Hillary Book Excerpt Reinforces Her Greatest Weaknesses

Bill-Hillary-Clinton-Inauguration-Jan-20-2017-1245-Reuters
Reuters

The first excerpts of Hillary Clinton’s new book, What Happened, reinforces her greatest weaknesses by revealing that she is either an overly-cautious and inauthentic politician who is tethered to polls and focus groups or someone who has been underserved by her advisers yet again.

What is most revealing about the book’s excerpt is that she admits that when Donald Trump was “looming behind” her during one of the presidential debates, she wanted to “ask everyone watching, ‘Well, what would you do?’”

If Clinton authentically wrote these words herself, it shows that she truly is someone who instinctively wants to do whatever a poll says is the “right thing to do”—whether it is deciding where to go on vacation or which sports team to support.

If her political inner circle urged her to write those carefully-crafted words and then suggested that be the first excerpt to be released as part of a broader public relations campaign that will again try to remake her image, it displays her team’s cluelessness about how the public perceives Clinton.

While Bill Clinton had top-tier talents like Dee Dee Myers, James Carville, and Paul Begala advising him, Hillary Clinton somehow got stuck with minor-league hacks like Mark “I didn’t think caucuses were important” Penn and Robby “Pajama Boy” Mook for her two presidential runs.

Voters view Hillary Clinton as a calculating politician who stands for nothing and will do or say anything to get elected. That’s why she has had trouble finding a coherent message or theme in both of her presidential runs.

On Wednesday, Phillippe Reines, who played Trump in Clinton’s debate-prep sessions and is one of her top advisers, appeared on MSNBC’s The Beat with Ari Melber and was asked, “in a sentence or two,” what Clinton’s 2016 message was.

“I think her message was simply that there is more work to do, that we’re on a great path, but there is much left to be done … and she knows how to get it done,” Reines rambled, apparently still confused about what the campaign’s core message was.
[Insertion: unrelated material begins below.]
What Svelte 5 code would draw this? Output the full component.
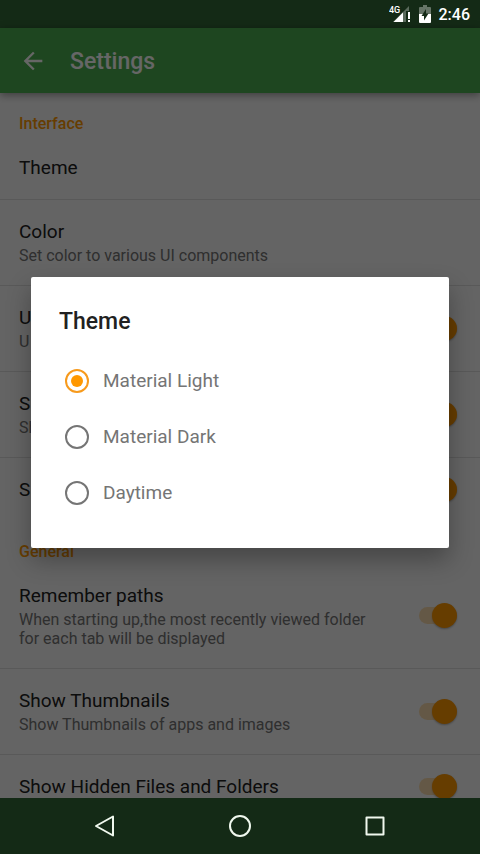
<script>
  const sections = [
    {
      name: 'Interface',
      rows: [
        { title: 'Theme' },
        { title: 'Color', summary: 'Set color to various UI components' },
        { title: 'U', summary: 'U', toggle: true },
        { title: 'S', summary: 'Sh', toggle: true },
        { title: 'S', toggle: true },
      ],
    },
    {
      name: 'General',
      rows: [
        {
          title: 'Remember paths',
          summary: 'When starting up,the most recently viewed folder for each tab will be displayed',
          toggle: true,
        },
        {
          title: 'Show Thumbnails',
          summary: 'Show Thumbnails of apps and images',
          toggle: true,
        },
        { title: 'Show Hidden Files and Folders', toggle: true },
      ],
    },
  ];

  const themes = ['Material Light', 'Material Dark', 'Daytime'];
  let theme = $state('Material Light');
</script>

<div class="screen">
  <div class="status">
    <svg class="signal" width="24" height="20" viewBox="0 0 24 20">
      <path d="M20 2 V7 H17 V18 H4 Z" fill="#fff" opacity=".3" />
      <path d="M14 8.500 V18 H4.500 Z" fill="#fff" />
      <path d="M19 8h2v7h-2zM19 16h2v2h-2z" fill="#fff" />
      <text x="0" y="9" font-size="9" font-weight="500" fill="#fff">4G</text>
    </svg>
    <svg class="battery" width="12" height="18" viewBox="0 0 12 18">
      <path d="M4 0h4v2h3q1 0 1 1v6H0V3q0-1 1-1h3z" fill="#fff" opacity=".35" />
      <path d="M0 9h12v8q0 1-1 1H1q-1 0-1-1z" fill="#fff" />
      <path d="M7 4 L2.500 11 H5 V15.500 L9.500 8.500 H7z" fill="#142a16" />
    </svg>
    <span class="time">2:46</span>
  </div>

  <div class="app">
    <header>
      <button class="back" aria-label="Back">
        <svg width="28" height="28" viewBox="0 0 24 24">
          <path d="M20 11H7.830l5.590-5.590L12 4l-8 8 8 8 1.410-1.410L7.830 13H20v-2z" fill="currentColor" />
        </svg>
      </button>
      <h1>Settings</h1>
    </header>

    <main>
      {#each sections as section}
        <section>
          <h2>{section.name}</h2>
          {#each section.rows as row}
            <label class="row">
              <span class="text">
                <span class="title">{row.title}</span>
                {#if row.summary}<span class="summary">{row.summary}</span>{/if}
              </span>
              {#if row.toggle}
                <input class="switch" type="checkbox" role="switch" checked />
              {/if}
            </label>
          {/each}
        </section>
      {/each}
    </main>

    <div class="scrim">
      <div class="dialog" role="dialog" aria-modal="true" aria-labelledby="dialog-title">
        <h3 id="dialog-title">Theme</h3>
        {#each themes as name}
          <label class="option">
            <input type="radio" name="theme" value={name} bind:group={theme} />
            <span>{name}</span>
          </label>
        {/each}
      </div>
    </div>
  </div>

  <nav>
    <button aria-label="Back">
      <svg width="24" height="24" viewBox="0 0 24 24">
        <path d="M20 2.500 V21.500 L3 12 Z" />
      </svg>
    </button>
    <button aria-label="Home">
      <svg width="24" height="24" viewBox="0 0 24 24">
        <circle cx="12" cy="12" r="10" />
      </svg>
    </button>
    <button aria-label="Recent apps">
      <svg width="24" height="24" viewBox="0 0 24 24">
        <rect x="3.500" y="3.500" width="17" height="17" />
      </svg>
    </button>
  </nav>
</div>

<style>
  :global(body) {
    font-family: Roboto, sans-serif;
    background: #142a16;
  }

  .screen {
    display: flex;
    flex-direction: column;
    height: 100vh;
    overflow: hidden;
  }

  button {
    display: flex;
    padding: 0;
    border: none;
    background: none;
    color: inherit;
    cursor: pointer;
  }

  /* system bars */
  .status {
    flex: 0 0 28px;
    display: flex;
    align-items: center;
    justify-content: flex-end;
    padding-right: 10px;
    background: #142a16;
    color: #fff;
  }
  .battery { margin: 0 8px 0 6px; }
  .time {
    padding-top: 2px;
    font-size: 16px;
    font-weight: 500;
    line-height: 20px;
  }
  nav {
    flex: 0 0 56px;
    display: flex;
    align-items: center;
    justify-content: center;
    gap: 111px;
    background: #142a16;
  }
  nav svg {
    fill: none;
    stroke: #f0f8ee;
    stroke-width: 2;
    stroke-linejoin: round;
  }

  .app {
    position: relative;
    flex: 1;
    min-height: 0;
    display: flex;
    flex-direction: column;
    background: #fafafa;
  }

  header {
    flex: 0 0 65px;
    display: flex;
    align-items: center;
    gap: 23px;
    padding: 0 19px;
    background: #4caf50;
    box-shadow: 0 2px 8px rgba(0, 0, 0, .4);
    color: #fff;
    z-index: 1;
  }
  h1 {
    margin: 0;
    padding-top: 2px;
    font-size: 23px;
    font-weight: 500;
    line-height: 28px;
  }

  main {
    flex: 1;
    min-height: 0;
    overflow: hidden;
  }
  h2 {
    margin: 0;
    padding: 21px 19px 2px;
    color: #ff9800;
    font-size: 16px;
    font-weight: 500;
    line-height: 20px;
  }

  .row {
    display: flex;
    align-items: center;
    justify-content: space-between;
    gap: 19px;
    padding: 21px 23px 20px 19px;
    border-bottom: 1px solid #dedede;
  }
  .row:last-child { border-bottom: none; }
  .text {
    display: flex;
    flex-direction: column;
    gap: 3px;
    max-width: 360px;
  }
  .title {
    color: #212121;
    font-size: 19px;
    line-height: 22px;
  }
  .summary {
    color: #757575;
    font-size: 16px;
    line-height: 19px;
  }

  .switch {
    appearance: none;
    flex: none;
    display: grid;
    align-items: center;
    width: 38px;
    height: 25px;
    margin: -3px 0 -1px;
  }
  .switch::before,
  .switch::after {
    content: '';
    grid-area: 1 / 1;
  }
  .switch::before {
    height: 17px;
    border-radius: 9px;
    background: #ff9800;
    opacity: .3;
  }
  .switch::after {
    justify-self: end;
    width: 25px;
    height: 25px;
    border-radius: 50%;
    background: #ff9800;
    box-shadow: 0 1px 2px rgba(0, 0, 0, .3);
  }
  .switch:not(:checked)::before { background: #000; }
  .switch:not(:checked)::after {
    justify-self: start;
    background: #f1f1f1;
  }

  /* dialog, dims everything between the system bars */
  .scrim {
    position: absolute;
    inset: 0;
    z-index: 2;
    display: flex;
    align-items: center;
    padding: 0 31px 2px;
    background: rgba(0, 0, 0, .6);
  }
  .dialog {
    flex: 1;
    padding: 31px 28px 27px;
    border-radius: 2px;
    background: #fff;
    box-shadow: 0 12px 24px rgba(0, 0, 0, .3);
  }
  h3 {
    margin: 0 0 17px;
    color: #212121;
    font-size: 23px;
    font-weight: 500;
    line-height: 28px;
  }
  .option {
    display: flex;
    align-items: center;
    gap: 14px;
    height: 56px;
    padding-left: 6px;
    color: #757575;
    font-size: 19px;
    line-height: 22px;
    cursor: pointer;
  }
  .option input {
    appearance: none;
    display: grid;
    place-items: center;
    box-sizing: border-box;
    width: 24px;
    height: 24px;
    margin: 0;
    border: 2px solid #757575;
    border-radius: 50%;
  }
  .option input:checked { border-color: #f79a1c; }
  .option input:checked::after {
    content: '';
    width: 12px;
    height: 12px;
    border-radius: 50%;
    background: #ff9800;
  }
</style>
Not quite “Make America Great Again.”

Here’s part of Clinton’s book excerpt that she released to Morning Joe earlier this week:

‘This is not okay,’ I thought. It was the second presidential debate, and Donald Trump was looming behind me. Two days before, the world heard him brag about groping women. Now we were on a small stage, and no matter where I walked, he followed me closely, staring at me, making faces. It was incredibly uncomfortable. He was literally breathing down my neck. My skin crawled. It was one of those moments where you wish you could hit pause and ask everyone watching, ‘Well, what would you do?’ Do you stay calm, keep smiling, and carry on as if he weren’t repeatedly invading your space? Or do you turn, look him in the eye, and say loudly and clearly, ‘Back up you creep. Get away from me. I know you love to intimidate women, but you can’t intimidate me. So back up.’ I chose option A. I kept my cool, aided by a lifetime of dealing with difficult men trying to throw me off. I did, however, grip the microphone extra hard. I wonder, though, whether I should have chosen option B. It certainly would have been better TV. Maybe I have overlearned the lesson of staying calm, biting my tongue, digging my fingernails into a clenched fist, smiling all the while, determined to present a composed face to the world.